** begin Material **

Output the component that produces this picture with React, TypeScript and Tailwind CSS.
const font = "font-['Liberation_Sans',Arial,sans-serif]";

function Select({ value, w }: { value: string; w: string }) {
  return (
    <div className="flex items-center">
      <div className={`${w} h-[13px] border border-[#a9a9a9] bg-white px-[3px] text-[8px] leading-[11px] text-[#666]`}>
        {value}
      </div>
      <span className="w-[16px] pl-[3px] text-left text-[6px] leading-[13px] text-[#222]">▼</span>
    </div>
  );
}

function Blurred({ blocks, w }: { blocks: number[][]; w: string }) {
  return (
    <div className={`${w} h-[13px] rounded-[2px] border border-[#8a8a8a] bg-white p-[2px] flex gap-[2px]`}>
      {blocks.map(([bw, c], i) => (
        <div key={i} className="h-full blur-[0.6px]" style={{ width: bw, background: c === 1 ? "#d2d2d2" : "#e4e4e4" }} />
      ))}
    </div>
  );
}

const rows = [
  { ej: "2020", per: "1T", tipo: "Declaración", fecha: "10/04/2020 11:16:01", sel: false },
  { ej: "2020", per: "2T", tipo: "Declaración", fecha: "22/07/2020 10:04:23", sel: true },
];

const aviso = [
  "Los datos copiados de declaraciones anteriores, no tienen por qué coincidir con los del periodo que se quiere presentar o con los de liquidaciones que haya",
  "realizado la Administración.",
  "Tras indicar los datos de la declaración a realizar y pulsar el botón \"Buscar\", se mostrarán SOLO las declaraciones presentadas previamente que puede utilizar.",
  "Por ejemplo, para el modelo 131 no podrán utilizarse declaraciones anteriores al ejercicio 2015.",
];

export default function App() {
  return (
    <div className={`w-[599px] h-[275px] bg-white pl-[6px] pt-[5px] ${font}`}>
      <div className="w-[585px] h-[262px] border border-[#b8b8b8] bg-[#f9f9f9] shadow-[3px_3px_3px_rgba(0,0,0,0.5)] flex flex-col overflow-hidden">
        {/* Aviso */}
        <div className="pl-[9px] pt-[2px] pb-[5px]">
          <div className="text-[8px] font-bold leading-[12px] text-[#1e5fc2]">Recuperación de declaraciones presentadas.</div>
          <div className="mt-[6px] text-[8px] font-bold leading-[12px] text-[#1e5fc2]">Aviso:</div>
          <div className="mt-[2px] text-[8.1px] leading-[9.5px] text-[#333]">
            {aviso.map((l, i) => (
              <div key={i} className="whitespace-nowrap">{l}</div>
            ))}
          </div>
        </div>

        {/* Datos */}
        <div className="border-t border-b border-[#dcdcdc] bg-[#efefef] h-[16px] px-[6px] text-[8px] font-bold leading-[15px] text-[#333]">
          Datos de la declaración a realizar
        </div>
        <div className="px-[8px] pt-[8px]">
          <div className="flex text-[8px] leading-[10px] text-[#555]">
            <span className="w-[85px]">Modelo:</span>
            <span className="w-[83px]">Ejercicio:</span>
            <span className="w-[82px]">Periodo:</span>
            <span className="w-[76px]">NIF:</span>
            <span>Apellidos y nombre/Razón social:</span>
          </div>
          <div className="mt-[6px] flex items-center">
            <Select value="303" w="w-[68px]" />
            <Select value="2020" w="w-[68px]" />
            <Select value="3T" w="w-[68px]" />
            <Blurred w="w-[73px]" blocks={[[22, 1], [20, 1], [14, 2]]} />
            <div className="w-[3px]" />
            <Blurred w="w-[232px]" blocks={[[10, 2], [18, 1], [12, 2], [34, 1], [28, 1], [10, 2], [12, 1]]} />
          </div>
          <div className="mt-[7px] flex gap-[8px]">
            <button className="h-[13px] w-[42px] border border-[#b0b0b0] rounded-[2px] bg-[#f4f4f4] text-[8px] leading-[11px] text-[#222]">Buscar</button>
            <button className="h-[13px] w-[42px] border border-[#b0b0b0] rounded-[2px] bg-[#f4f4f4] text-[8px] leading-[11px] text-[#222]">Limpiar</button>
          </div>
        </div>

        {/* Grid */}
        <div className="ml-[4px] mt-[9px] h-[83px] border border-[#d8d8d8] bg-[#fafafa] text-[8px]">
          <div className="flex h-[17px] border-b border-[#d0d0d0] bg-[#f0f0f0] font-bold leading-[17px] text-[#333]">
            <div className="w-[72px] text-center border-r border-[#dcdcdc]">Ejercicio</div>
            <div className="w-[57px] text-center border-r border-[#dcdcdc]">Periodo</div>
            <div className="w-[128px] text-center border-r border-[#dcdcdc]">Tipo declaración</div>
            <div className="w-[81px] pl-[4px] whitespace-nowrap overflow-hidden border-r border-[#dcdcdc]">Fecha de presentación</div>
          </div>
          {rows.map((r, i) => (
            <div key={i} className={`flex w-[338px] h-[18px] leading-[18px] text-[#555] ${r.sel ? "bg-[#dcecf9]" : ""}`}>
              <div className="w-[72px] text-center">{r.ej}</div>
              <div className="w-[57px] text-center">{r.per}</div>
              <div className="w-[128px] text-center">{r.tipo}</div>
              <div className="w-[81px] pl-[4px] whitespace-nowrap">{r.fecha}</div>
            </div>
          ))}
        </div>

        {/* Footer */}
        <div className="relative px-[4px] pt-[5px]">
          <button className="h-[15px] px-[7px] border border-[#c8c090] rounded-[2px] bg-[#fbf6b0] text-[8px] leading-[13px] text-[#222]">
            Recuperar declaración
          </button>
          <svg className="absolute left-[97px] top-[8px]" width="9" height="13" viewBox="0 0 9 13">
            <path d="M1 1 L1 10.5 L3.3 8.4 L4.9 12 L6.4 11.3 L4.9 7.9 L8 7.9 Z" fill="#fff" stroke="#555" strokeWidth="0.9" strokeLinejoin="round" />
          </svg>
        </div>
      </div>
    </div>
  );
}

** end Material **

→ Objective
Give an exact copy of all the data shown above.

→ Task solution
Output the component that produces this picture with React, TypeScript and Tailwind CSS.
const font = "font-['Liberation_Sans',Arial,sans-serif]";

function Select({ value, w }: { value: string; w: string }) {
  return (
    <div className="flex items-center">
      <div className={`${w} h-[13px] border border-[#a9a9a9] bg-white px-[3px] text-[8px] leading-[11px] text-[#666]`}>
        {value}
      </div>
      <span className="w-[16px] pl-[3px] text-left text-[6px] leading-[13px] text-[#222]">▼</span>
    </div>
  );
}

function Blurred({ blocks, w }: { blocks: number[][]; w: string }) {
  return (
    <div className={`${w} h-[13px] rounded-[2px] border border-[#8a8a8a] bg-white p-[2px] flex gap-[2px]`}>
      {blocks.map(([bw, c], i) => (
        <div key={i} className="h-full blur-[0.6px]" style={{ width: bw, background: c === 1 ? "#d2d2d2" : "#e4e4e4" }} />
      ))}
    </div>
  );
}

const rows = [
  { ej: "2020", per: "1T", tipo: "Declaración", fecha: "10/04/2020 11:16:01", sel: false },
  { ej: "2020", per: "2T", tipo: "Declaración", fecha: "22/07/2020 10:04:23", sel: true },
];

const aviso = [
  "Los datos copiados de declaraciones anteriores, no tienen por qué coincidir con los del periodo que se quiere presentar o con los de liquidaciones que haya",
  "realizado la Administración.",
  "Tras indicar los datos de la declaración a realizar y pulsar el botón \"Buscar\", se mostrarán SOLO las declaraciones presentadas previamente que puede utilizar.",
  "Por ejemplo, para el modelo 131 no podrán utilizarse declaraciones anteriores al ejercicio 2015.",
];

export default function App() {
  return (
    <div className={`w-[599px] h-[275px] bg-white pl-[6px] pt-[5px] ${font}`}>
      <div className="w-[585px] h-[262px] border border-[#b8b8b8] bg-[#f9f9f9] shadow-[3px_3px_3px_rgba(0,0,0,0.5)] flex flex-col overflow-hidden">
        {/* Aviso */}
        <div className="pl-[9px] pt-[2px] pb-[5px]">
          <div className="text-[8px] font-bold leading-[12px] text-[#1e5fc2]">Recuperación de declaraciones presentadas.</div>
          <div className="mt-[6px] text-[8px] font-bold leading-[12px] text-[#1e5fc2]">Aviso:</div>
          <div className="mt-[2px] text-[8.1px] leading-[9.5px] text-[#333]">
            {aviso.map((l, i) => (
              <div key={i} className="whitespace-nowrap">{l}</div>
            ))}
          </div>
        </div>

        {/* Datos */}
        <div className="border-t border-b border-[#dcdcdc] bg-[#efefef] h-[16px] px-[6px] text-[8px] font-bold leading-[15px] text-[#333]">
          Datos de la declaración a realizar
        </div>
        <div className="px-[8px] pt-[8px]">
          <div className="flex text-[8px] leading-[10px] text-[#555]">
            <span className="w-[85px]">Modelo:</span>
            <span className="w-[83px]">Ejercicio:</span>
            <span className="w-[82px]">Periodo:</span>
            <span className="w-[76px]">NIF:</span>
            <span>Apellidos y nombre/Razón social:</span>
          </div>
          <div className="mt-[6px] flex items-center">
            <Select value="303" w="w-[68px]" />
            <Select value="2020" w="w-[68px]" />
            <Select value="3T" w="w-[68px]" />
            <Blurred w="w-[73px]" blocks={[[22, 1], [20, 1], [14, 2]]} />
            <div className="w-[3px]" />
            <Blurred w="w-[232px]" blocks={[[10, 2], [18, 1], [12, 2], [34, 1], [28, 1], [10, 2], [12, 1]]} />
          </div>
          <div className="mt-[7px] flex gap-[8px]">
            <button className="h-[13px] w-[42px] border border-[#b0b0b0] rounded-[2px] bg-[#f4f4f4] text-[8px] leading-[11px] text-[#222]">Buscar</button>
            <button className="h-[13px] w-[42px] border border-[#b0b0b0] rounded-[2px] bg-[#f4f4f4] text-[8px] leading-[11px] text-[#222]">Limpiar</button>
          </div>
        </div>

        {/* Grid */}
        <div className="ml-[4px] mt-[9px] h-[83px] border border-[#d8d8d8] bg-[#fafafa] text-[8px]">
          <div className="flex h-[17px] border-b border-[#d0d0d0] bg-[#f0f0f0] font-bold leading-[17px] text-[#333]">
            <div className="w-[72px] text-center border-r border-[#dcdcdc]">Ejercicio</div>
            <div className="w-[57px] text-center border-r border-[#dcdcdc]">Periodo</div>
            <div className="w-[128px] text-center border-r border-[#dcdcdc]">Tipo declaración</div>
            <div className="w-[81px] pl-[4px] whitespace-nowrap overflow-hidden border-r border-[#dcdcdc]">Fecha de presentación</div>
          </div>
          {rows.map((r, i) => (
            <div key={i} className={`flex w-[338px] h-[18px] leading-[18px] text-[#555] ${r.sel ? "bg-[#dcecf9]" : ""}`}>
              <div className="w-[72px] text-center">{r.ej}</div>
              <div className="w-[57px] text-center">{r.per}</div>
              <div className="w-[128px] text-center">{r.tipo}</div>
              <div className="w-[81px] pl-[4px] whitespace-nowrap">{r.fecha}</div>
            </div>
          ))}
        </div>

        {/* Footer */}
        <div className="relative px-[4px] pt-[5px]">
          <button className="h-[15px] px-[7px] border border-[#c8c090] rounded-[2px] bg-[#fbf6b0] text-[8px] leading-[13px] text-[#222]">
            Recuperar declaración
          </button>
          <svg className="absolute left-[97px] top-[8px]" width="9" height="13" viewBox="0 0 9 13">
            <path d="M1 1 L1 10.5 L3.3 8.4 L4.9 12 L6.4 11.3 L4.9 7.9 L8 7.9 Z" fill="#fff" stroke="#555" strokeWidth="0.9" strokeLinejoin="round" />
          </svg>
        </div>
      </div>
    </div>
  );
}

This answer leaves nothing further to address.